I use “backup” to mean a copy of files from a node, such as /home or /opt, but I can’t really boot a node from these. This doesn't mean that backups aren’t useful, of course, but it does mean that if I need to re-install a node, I want to accomplish this directly.
I like to take images of nodes for re-installation. You can refer to these as backups if you like, but I prefer to separate backups, indicating just files, from images that you use to re-install a node and even boot that node.
Linux has a plethora of imaging tools. I have experience with Mondo Rescue, which I used when I was an admin at Lockheed-Martin. One thing I really liked was that it could create an ISO image that I could put on a CD or DVD (way back then) or a USB drive (today) to re-install the node.
A combination of backups and node images might provide the best way to restore a system quickly.

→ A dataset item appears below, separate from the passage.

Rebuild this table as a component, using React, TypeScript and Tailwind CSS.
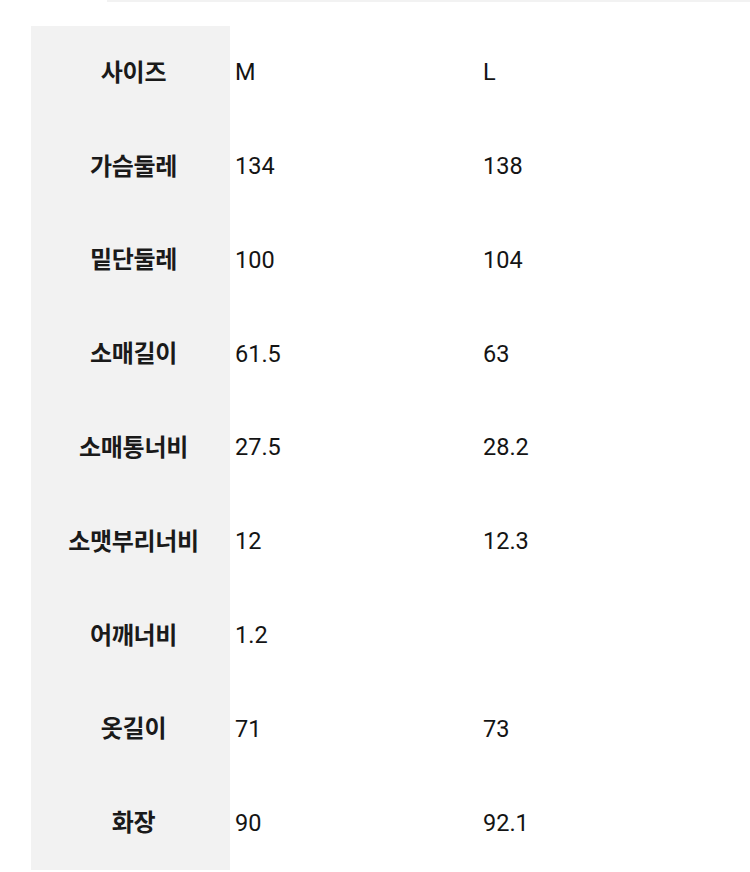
const rows: [string, string, string][] = [
  ["사이즈", "M", "L"],
  ["가슴둘레", "134", "138"],
  ["밑단둘레", "100", "104"],
  ["소매길이", "61.5", "63"],
  ["소매통너비", "27.5", "28.2"],
  ["소맷부리너비", "12", "12.3"],
  ["어깨너비", "1.2", ""],
  ["옷길이", "71", "73"],
  ["화장", "90", "92.1"],
];

export default function App() {
  return (
    <div
      className="w-[750px] h-[872px] bg-white text-[#141414] overflow-hidden"
      style={{ fontFamily: 'Roboto, "Noto Sans CJK KR", sans-serif' }}
    >
      <div className="ml-[107px] h-[2px] bg-[#f2f2f2]" />
      <div className="mt-[24px] ml-[31px]">
        {rows.map(([label, m, l]) => (
          <div key={label} className="flex h-[93.8px]">
            <div className="w-[199px] pl-[6px] bg-[#f2f2f2] flex items-center justify-center text-[24px] font-bold tracking-[-0.3px] text-[#1a1a1a]">
              {label}
            </div>
            <div className="w-[253px] pl-[5px] flex items-center text-[23.5px]">{m}</div>
            <div className="flex items-center text-[23.5px]">{l}</div>
          </div>
        ))}
      </div>
    </div>
  );
}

HPC and Updates or Upgrades
Systems are different, but the HPC world is different from the enterprise world or cloud world – or any other IT world for that matter. The focus of HPC is on high performance, and I’m referring to the “center of mass” of HPC.
HPC doesn’t dismiss security patches, but it points to the number one focus: application performance. Perhaps not always noticed is that HPC focuses on the user’s scientific applications, not a database nor a web server. This results in two aspects of HPC: (1) You tune the operating system to get the best possible performance without wasting too much time, and (2) once you tune the operating system, you leave it alone and focus on the user applications.
The second aspect is very important. Once the distribution is reasonably tuned, you turn to the user applications. My experience with HPC systems is that once the distribution (operating system) is installed, you might see one or two minor release updates, but it is rare to see an upgrade. To repeat myself: The focus is on achieving large improvements in user applications. Therefore, you will see that HPC systems have a variety of compilers, libraries, and tools that are added, updated, or upgraded throughout the life of the system.